To this extent, our evidence supports the idea of moralistic trust proposed by Uslaner (2002). At the same time, the idea has its limitations. Along with communal values, Uslaner links trust to optimism, well-being and internal locus of control and sees it as a predisposition which is slowly modified by life experiences. The current study confirms the importance of well-being and values but demonstrates that this link is activated by medium to high levels of human empowerment.

By contrast, in societies with lagging empowerment trust in strangers is rooted in financial satisfaction and lacking education. This unexpected effect of education can be partly explained by seeing trust as a form of social intelligence. According to Yamagishi (2011), trusting people is not naive or gullible because trust reflects the ability to differentiate between trustworthy and untrustworthy people. Accordingly, Hooghe et al. (2012) show for the Netherlands that cognitive ability, which can be treated as a proxy for social intelligence, mediates more than one-third of the effect of education on trust. Therefore, we can hypothesize that under conditions of economic insecurity and other indications of human disempowerment, education enhances people’s ability to recognize the shortcomings of their society, making them more negative and, hence, less likely to express trust.

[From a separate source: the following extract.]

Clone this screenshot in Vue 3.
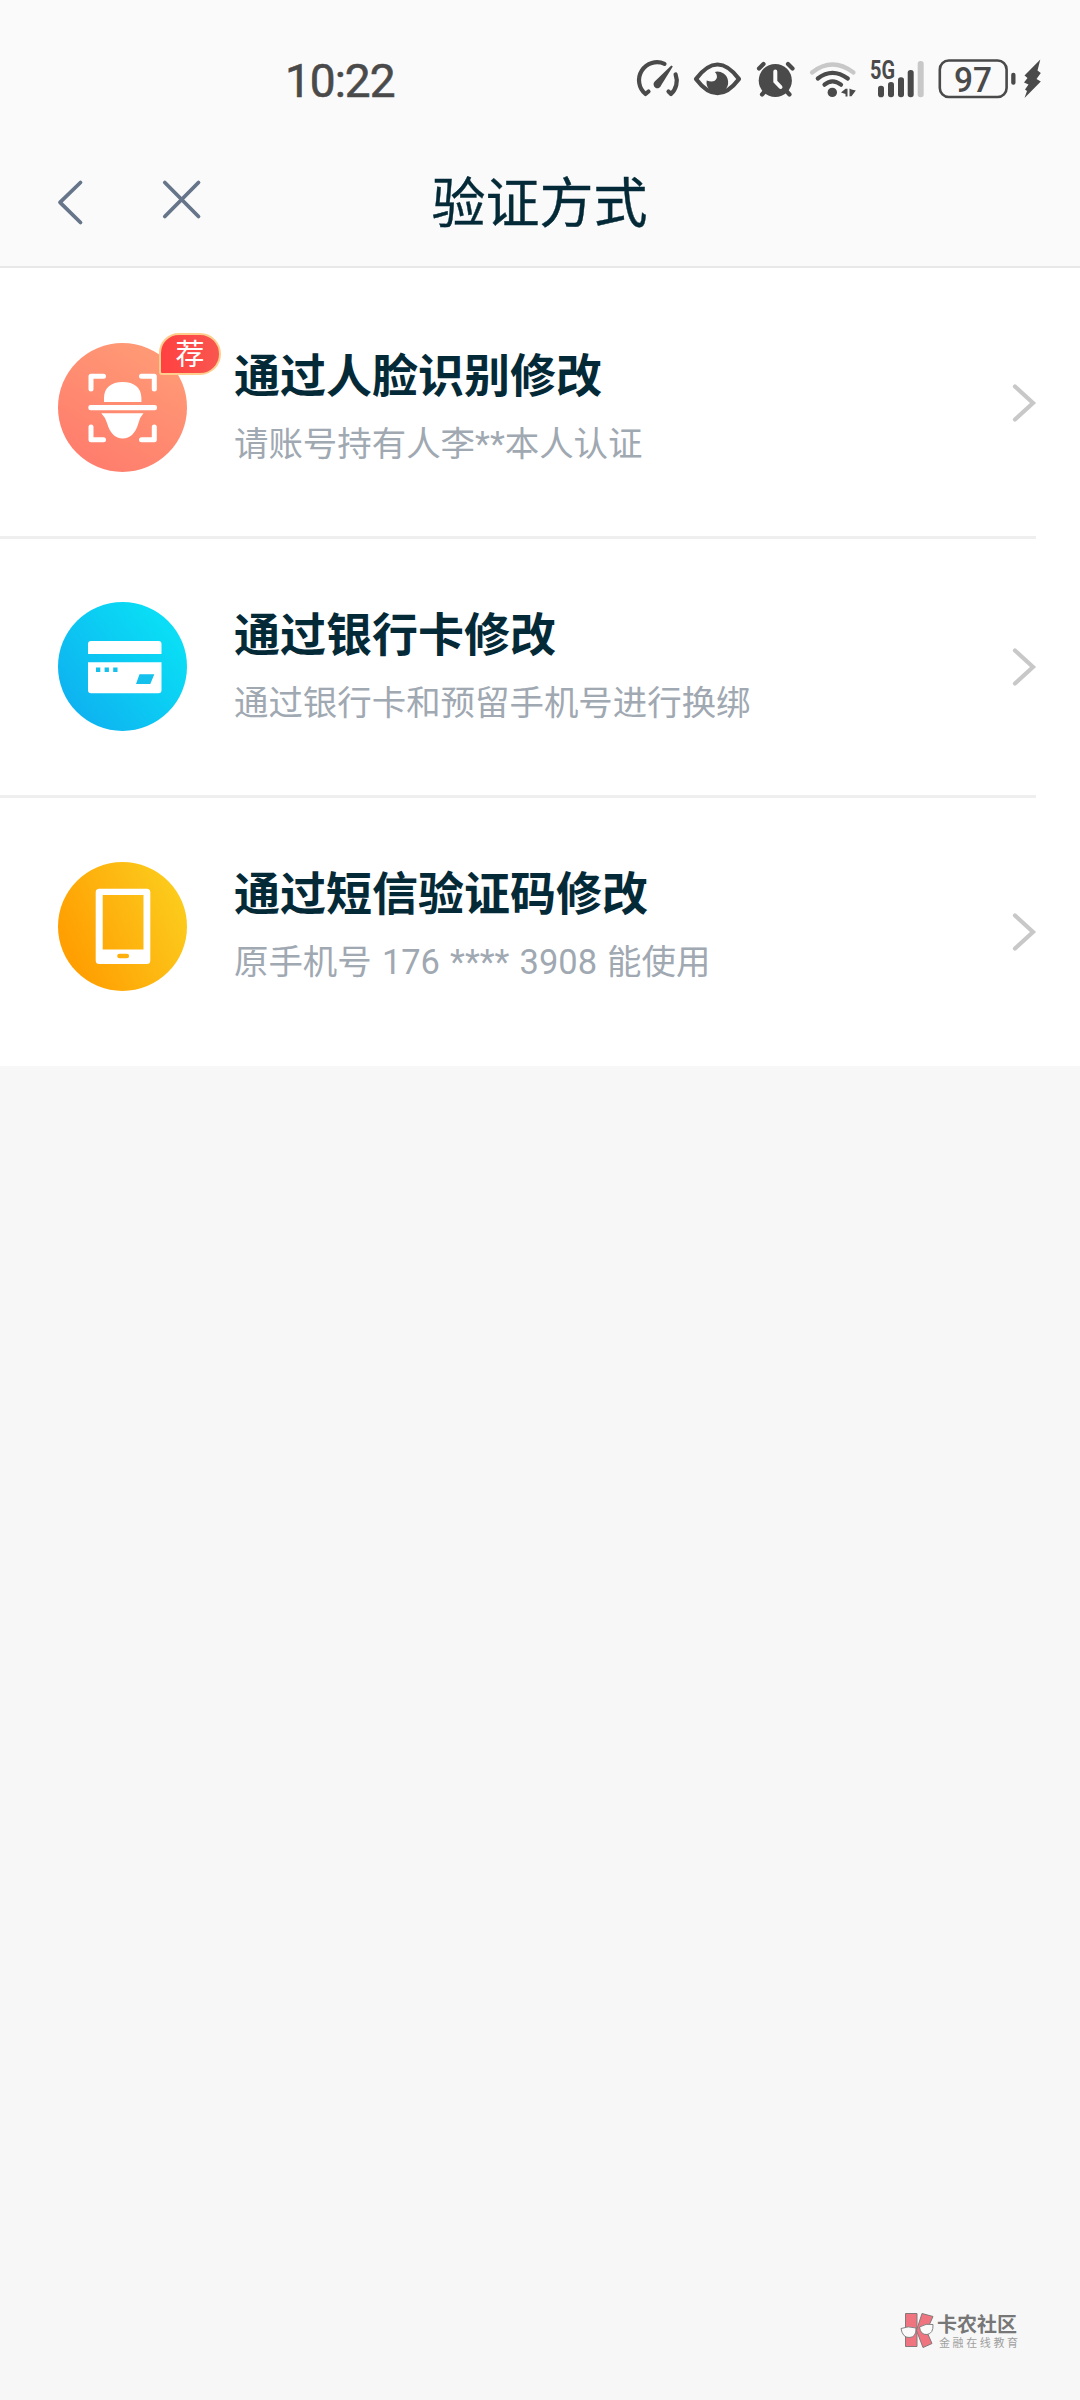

Summing up, our study demonstrates that the nature of trust in strangers depends on the social context, specifically the level of overall development. The classic understanding of trust in strangers as a civic resource and virtue is appropriate only in the countries which have reached medium to high levels of human empowerment. In countries in which human empowerment lags behind, trust in strangers is a naïve attitude towards benevolence of others. It is important to note that there is an obvious lack of studies conducted in such societies. However, they might shed an additional light on the specific type of generalized trust existing there.